Memphis singer and multi-instrumentalist Julien Baker delivers a follow-up to her 2015 solo debut, Sprained Ankle, in the form of a forty-two minute pity party appropriately titled Turn Out the Lights. The eleven songs (ten if you don’t count the short piano and violin intro) are an emotional and often achingly beautiful collection that unfold like the soundtrack to an inordinately long, melancholic montage in the most heartbreaking film you’ve never seen.

“Maybe it’s all gonna turn our alright, I know that it’s not, but I have to believe that it is,” Baker sings sorrowfully during the chorus to Turn Out the Lights’ first proper song, “Appointments”. The record’s title track follows and offers the first taste of Julien’s powerful vocal capabilities when her voice soars gloriously in the song’s last minute. The song “Sour Breath” pairs lines analogizing substance dependency to a couple dependent on one another for companionship. “The harder I swim, the faster I sink,” Baker repeats during the song’s concluding moments until the music falls away completely and the lyric is shouted one last chill-inducing time. It’s a dramatic moment that occurs appropriately at the end of the record’s first half.

The gorgeous piano ballad “Everything That Helps You Sleep” includes some of Turn Out the Lights’ most vivid and imaginative lyrics. Before begging the Lord to end her restless nights, Baker ruminates on what it would be like to be empty inside, singing, “…my body caving in, a cathedral of arching ribs, heaving out their broken hymns.” The album’s penultimate track, “Even”, is the second half’s lone curveball. Utilizing a natural-sounding acoustic guitar strummed in a rhythmic fashion similar to Elliott Smith, Julien bares feelings of guilt and shared responsibility within a troubled relationship, singing, “It’s not that I think I’m good, I know that I’m evil, I guess I was trying to even it out.” The record’s last song, a piano ballad titled “Claws in Your Back”, has Julien relaying memories of harming herself physically and, “living with demons I’ve mistaken for saints.” The song builds until the track’s last minute when Baker’s vocals take off for a final time, sustaining conclusively as she repeats the line, “I wanted to stay.”

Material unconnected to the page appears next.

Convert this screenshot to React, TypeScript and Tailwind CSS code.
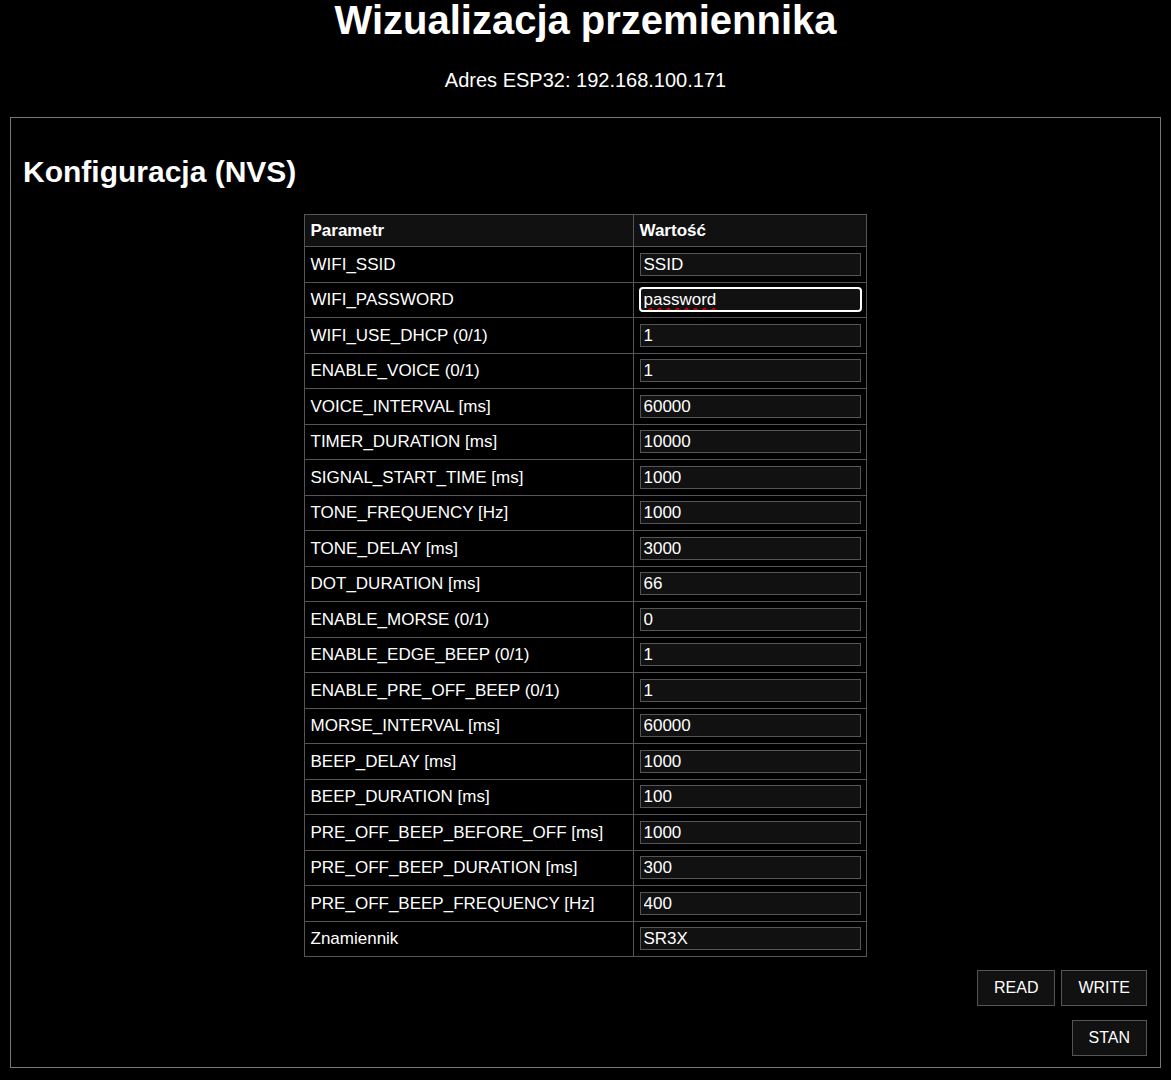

Julien Baker’s lyrics lean heavily on religious imagery. God, Satan, churches, televangelists, and crucifixes all make appearances throughout. This thematic commonality running through songs that already have similar tempos and instrumentation from track to track doesn’t leave a lot of room for experimentation or diversity. Still, Turn Out the Lights does a fine job of committing to a mood, albeit a dour one. If you’re looking for the slightest ray of hope in your time of sadness, this album isn’t for you. But if you’re already depressed and you’re desperate for some empathy, or if you’re just really into sad stuff, look no further.